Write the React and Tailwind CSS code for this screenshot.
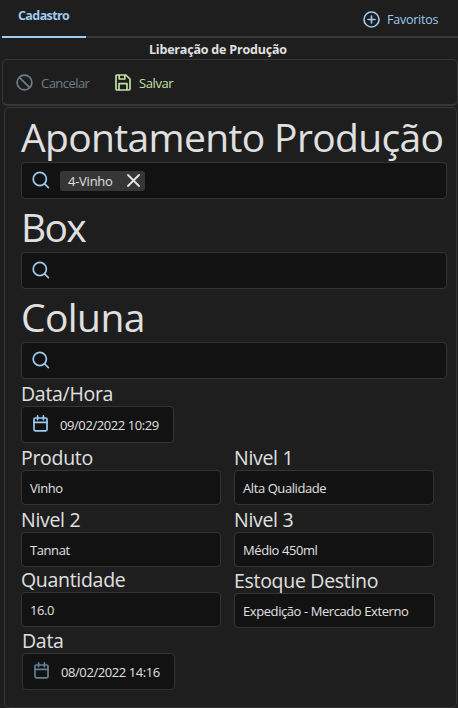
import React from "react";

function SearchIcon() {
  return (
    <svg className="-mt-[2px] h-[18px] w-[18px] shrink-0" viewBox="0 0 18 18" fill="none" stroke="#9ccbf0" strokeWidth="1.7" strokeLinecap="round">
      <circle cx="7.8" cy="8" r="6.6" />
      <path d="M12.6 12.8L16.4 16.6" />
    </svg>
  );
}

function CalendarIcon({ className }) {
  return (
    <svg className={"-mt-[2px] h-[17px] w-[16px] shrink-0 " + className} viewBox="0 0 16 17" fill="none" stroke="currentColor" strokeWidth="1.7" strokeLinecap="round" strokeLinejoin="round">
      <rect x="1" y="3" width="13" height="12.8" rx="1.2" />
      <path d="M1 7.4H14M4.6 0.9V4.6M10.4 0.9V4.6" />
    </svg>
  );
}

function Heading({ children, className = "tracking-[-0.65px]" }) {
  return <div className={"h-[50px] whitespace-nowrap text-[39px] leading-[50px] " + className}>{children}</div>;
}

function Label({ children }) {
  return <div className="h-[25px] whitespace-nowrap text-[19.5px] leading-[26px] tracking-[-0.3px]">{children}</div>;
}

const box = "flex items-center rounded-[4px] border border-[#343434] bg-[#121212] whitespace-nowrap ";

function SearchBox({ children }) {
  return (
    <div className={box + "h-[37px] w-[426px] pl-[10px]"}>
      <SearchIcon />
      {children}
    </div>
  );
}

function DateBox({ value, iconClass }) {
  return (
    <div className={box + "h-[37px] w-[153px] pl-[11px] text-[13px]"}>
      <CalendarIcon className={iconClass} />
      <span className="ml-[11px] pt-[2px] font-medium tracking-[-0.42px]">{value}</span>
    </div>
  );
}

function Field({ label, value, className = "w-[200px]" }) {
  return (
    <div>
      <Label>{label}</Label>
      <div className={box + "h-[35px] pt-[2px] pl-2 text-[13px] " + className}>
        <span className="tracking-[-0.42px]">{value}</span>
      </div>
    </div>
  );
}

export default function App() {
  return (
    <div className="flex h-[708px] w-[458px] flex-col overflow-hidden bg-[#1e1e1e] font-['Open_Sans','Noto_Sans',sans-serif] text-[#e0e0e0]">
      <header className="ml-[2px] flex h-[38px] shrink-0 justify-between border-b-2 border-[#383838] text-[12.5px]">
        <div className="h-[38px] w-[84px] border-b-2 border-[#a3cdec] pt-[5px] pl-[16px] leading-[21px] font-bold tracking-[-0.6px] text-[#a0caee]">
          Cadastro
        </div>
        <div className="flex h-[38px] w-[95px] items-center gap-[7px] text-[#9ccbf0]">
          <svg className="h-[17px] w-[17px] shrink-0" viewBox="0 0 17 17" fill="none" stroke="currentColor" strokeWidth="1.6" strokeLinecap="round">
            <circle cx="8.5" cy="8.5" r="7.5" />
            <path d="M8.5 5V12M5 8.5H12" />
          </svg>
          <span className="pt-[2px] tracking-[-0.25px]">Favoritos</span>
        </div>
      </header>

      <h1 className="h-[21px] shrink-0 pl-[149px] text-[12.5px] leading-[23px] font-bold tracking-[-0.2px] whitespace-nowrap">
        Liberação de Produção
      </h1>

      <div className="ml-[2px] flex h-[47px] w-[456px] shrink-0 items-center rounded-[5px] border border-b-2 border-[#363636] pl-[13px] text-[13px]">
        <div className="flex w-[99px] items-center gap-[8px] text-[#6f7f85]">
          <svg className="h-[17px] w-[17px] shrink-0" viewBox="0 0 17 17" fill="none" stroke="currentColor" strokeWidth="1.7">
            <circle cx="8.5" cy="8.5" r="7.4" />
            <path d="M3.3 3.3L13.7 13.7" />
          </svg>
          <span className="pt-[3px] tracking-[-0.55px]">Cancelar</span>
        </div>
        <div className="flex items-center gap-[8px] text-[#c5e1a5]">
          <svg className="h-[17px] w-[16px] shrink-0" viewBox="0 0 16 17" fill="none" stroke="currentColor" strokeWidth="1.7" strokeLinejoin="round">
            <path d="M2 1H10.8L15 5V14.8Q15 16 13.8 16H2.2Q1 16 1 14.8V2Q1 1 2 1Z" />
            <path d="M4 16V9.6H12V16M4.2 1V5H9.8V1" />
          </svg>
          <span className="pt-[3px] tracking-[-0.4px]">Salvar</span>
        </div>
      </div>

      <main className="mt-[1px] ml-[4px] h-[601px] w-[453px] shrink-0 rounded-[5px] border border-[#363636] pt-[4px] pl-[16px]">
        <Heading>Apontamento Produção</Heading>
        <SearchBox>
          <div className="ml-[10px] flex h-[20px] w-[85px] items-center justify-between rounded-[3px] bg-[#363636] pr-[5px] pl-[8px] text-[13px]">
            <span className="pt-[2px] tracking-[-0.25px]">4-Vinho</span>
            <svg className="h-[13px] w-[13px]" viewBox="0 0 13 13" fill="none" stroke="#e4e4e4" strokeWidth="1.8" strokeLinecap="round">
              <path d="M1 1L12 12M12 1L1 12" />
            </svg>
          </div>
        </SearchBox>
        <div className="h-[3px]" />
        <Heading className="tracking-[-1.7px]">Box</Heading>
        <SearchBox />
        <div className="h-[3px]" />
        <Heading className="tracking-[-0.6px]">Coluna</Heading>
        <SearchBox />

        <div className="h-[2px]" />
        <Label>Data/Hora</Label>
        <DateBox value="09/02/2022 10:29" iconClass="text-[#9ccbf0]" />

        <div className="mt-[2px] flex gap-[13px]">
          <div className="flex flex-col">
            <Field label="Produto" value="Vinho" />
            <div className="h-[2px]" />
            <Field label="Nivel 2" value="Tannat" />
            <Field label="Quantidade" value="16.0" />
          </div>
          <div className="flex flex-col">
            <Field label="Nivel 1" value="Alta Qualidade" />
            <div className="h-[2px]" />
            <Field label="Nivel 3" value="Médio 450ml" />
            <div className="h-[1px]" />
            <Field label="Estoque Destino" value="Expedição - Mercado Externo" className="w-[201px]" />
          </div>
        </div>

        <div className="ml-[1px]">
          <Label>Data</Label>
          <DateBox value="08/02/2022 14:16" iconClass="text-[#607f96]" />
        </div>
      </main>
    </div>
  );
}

+-------+

WORK REQUIRED —
Output a faithful copy of the data, with each picture left out.

WRITTEN ANSWER —
Write the React and Tailwind CSS code for this screenshot.
import React from "react";

function SearchIcon() {
  return (
    <svg className="-mt-[2px] h-[18px] w-[18px] shrink-0" viewBox="0 0 18 18" fill="none" stroke="#9ccbf0" strokeWidth="1.7" strokeLinecap="round">
      <circle cx="7.8" cy="8" r="6.6" />
      <path d="M12.6 12.8L16.4 16.6" />
    </svg>
  );
}

function CalendarIcon({ className }) {
  return (
    <svg className={"-mt-[2px] h-[17px] w-[16px] shrink-0 " + className} viewBox="0 0 16 17" fill="none" stroke="currentColor" strokeWidth="1.7" strokeLinecap="round" strokeLinejoin="round">
      <rect x="1" y="3" width="13" height="12.8" rx="1.2" />
      <path d="M1 7.4H14M4.6 0.9V4.6M10.4 0.9V4.6" />
    </svg>
  );
}

function Heading({ children, className = "tracking-[-0.65px]" }) {
  return <div className={"h-[50px] whitespace-nowrap text-[39px] leading-[50px] " + className}>{children}</div>;
}

function Label({ children }) {
  return <div className="h-[25px] whitespace-nowrap text-[19.5px] leading-[26px] tracking-[-0.3px]">{children}</div>;
}

const box = "flex items-center rounded-[4px] border border-[#343434] bg-[#121212] whitespace-nowrap ";

function SearchBox({ children }) {
  return (
    <div className={box + "h-[37px] w-[426px] pl-[10px]"}>
      <SearchIcon />
      {children}
    </div>
  );
}

function DateBox({ value, iconClass }) {
  return (
    <div className={box + "h-[37px] w-[153px] pl-[11px] text-[13px]"}>
      <CalendarIcon className={iconClass} />
      <span className="ml-[11px] pt-[2px] font-medium tracking-[-0.42px]">{value}</span>
    </div>
  );
}

function Field({ label, value, className = "w-[200px]" }) {
  return (
    <div>
      <Label>{label}</Label>
      <div className={box + "h-[35px] pt-[2px] pl-2 text-[13px] " + className}>
        <span className="tracking-[-0.42px]">{value}</span>
      </div>
    </div>
  );
}

export default function App() {
  return (
    <div className="flex h-[708px] w-[458px] flex-col overflow-hidden bg-[#1e1e1e] font-['Open_Sans','Noto_Sans',sans-serif] text-[#e0e0e0]">
      <header className="ml-[2px] flex h-[38px] shrink-0 justify-between border-b-2 border-[#383838] text-[12.5px]">
        <div className="h-[38px] w-[84px] border-b-2 border-[#a3cdec] pt-[5px] pl-[16px] leading-[21px] font-bold tracking-[-0.6px] text-[#a0caee]">
          Cadastro
        </div>
        <div className="flex h-[38px] w-[95px] items-center gap-[7px] text-[#9ccbf0]">
          <svg className="h-[17px] w-[17px] shrink-0" viewBox="0 0 17 17" fill="none" stroke="currentColor" strokeWidth="1.6" strokeLinecap="round">
            <circle cx="8.5" cy="8.5" r="7.5" />
            <path d="M8.5 5V12M5 8.5H12" />
          </svg>
          <span className="pt-[2px] tracking-[-0.25px]">Favoritos</span>
        </div>
      </header>

      <h1 className="h-[21px] shrink-0 pl-[149px] text-[12.5px] leading-[23px] font-bold tracking-[-0.2px] whitespace-nowrap">
        Liberação de Produção
      </h1>

      <div className="ml-[2px] flex h-[47px] w-[456px] shrink-0 items-center rounded-[5px] border border-b-2 border-[#363636] pl-[13px] text-[13px]">
        <div className="flex w-[99px] items-center gap-[8px] text-[#6f7f85]">
          <svg className="h-[17px] w-[17px] shrink-0" viewBox="0 0 17 17" fill="none" stroke="currentColor" strokeWidth="1.7">
            <circle cx="8.5" cy="8.5" r="7.4" />
            <path d="M3.3 3.3L13.7 13.7" />
          </svg>
          <span className="pt-[3px] tracking-[-0.55px]">Cancelar</span>
        </div>
        <div className="flex items-center gap-[8px] text-[#c5e1a5]">
          <svg className="h-[17px] w-[16px] shrink-0" viewBox="0 0 16 17" fill="none" stroke="currentColor" strokeWidth="1.7" strokeLinejoin="round">
            <path d="M2 1H10.8L15 5V14.8Q15 16 13.8 16H2.2Q1 16 1 14.8V2Q1 1 2 1Z" />
            <path d="M4 16V9.6H12V16M4.2 1V5H9.8V1" />
          </svg>
          <span className="pt-[3px] tracking-[-0.4px]">Salvar</span>
        </div>
      </div>

      <main className="mt-[1px] ml-[4px] h-[601px] w-[453px] shrink-0 rounded-[5px] border border-[#363636] pt-[4px] pl-[16px]">
        <Heading>Apontamento Produção</Heading>
        <SearchBox>
          <div className="ml-[10px] flex h-[20px] w-[85px] items-center justify-between rounded-[3px] bg-[#363636] pr-[5px] pl-[8px] text-[13px]">
            <span className="pt-[2px] tracking-[-0.25px]">4-Vinho</span>
            <svg className="h-[13px] w-[13px]" viewBox="0 0 13 13" fill="none" stroke="#e4e4e4" strokeWidth="1.8" strokeLinecap="round">
              <path d="M1 1L12 12M12 1L1 12" />
            </svg>
          </div>
        </SearchBox>
        <div className="h-[3px]" />
        <Heading className="tracking-[-1.7px]">Box</Heading>
        <SearchBox />
        <div className="h-[3px]" />
        <Heading className="tracking-[-0.6px]">Coluna</Heading>
        <SearchBox />

        <div className="h-[2px]" />
        <Label>Data/Hora</Label>
        <DateBox value="09/02/2022 10:29" iconClass="text-[#9ccbf0]" />

        <div className="mt-[2px] flex gap-[13px]">
          <div className="flex flex-col">
            <Field label="Produto" value="Vinho" />
            <div className="h-[2px]" />
            <Field label="Nivel 2" value="Tannat" />
            <Field label="Quantidade" value="16.0" />
          </div>
          <div className="flex flex-col">
            <Field label="Nivel 1" value="Alta Qualidade" />
            <div className="h-[2px]" />
            <Field label="Nivel 3" value="Médio 450ml" />
            <div className="h-[1px]" />
            <Field label="Estoque Destino" value="Expedição - Mercado Externo" className="w-[201px]" />
          </div>
        </div>

        <div className="ml-[1px]">
          <Label>Data</Label>
          <DateBox value="08/02/2022 14:16" iconClass="text-[#607f96]" />
        </div>
      </main>
    </div>
  );
}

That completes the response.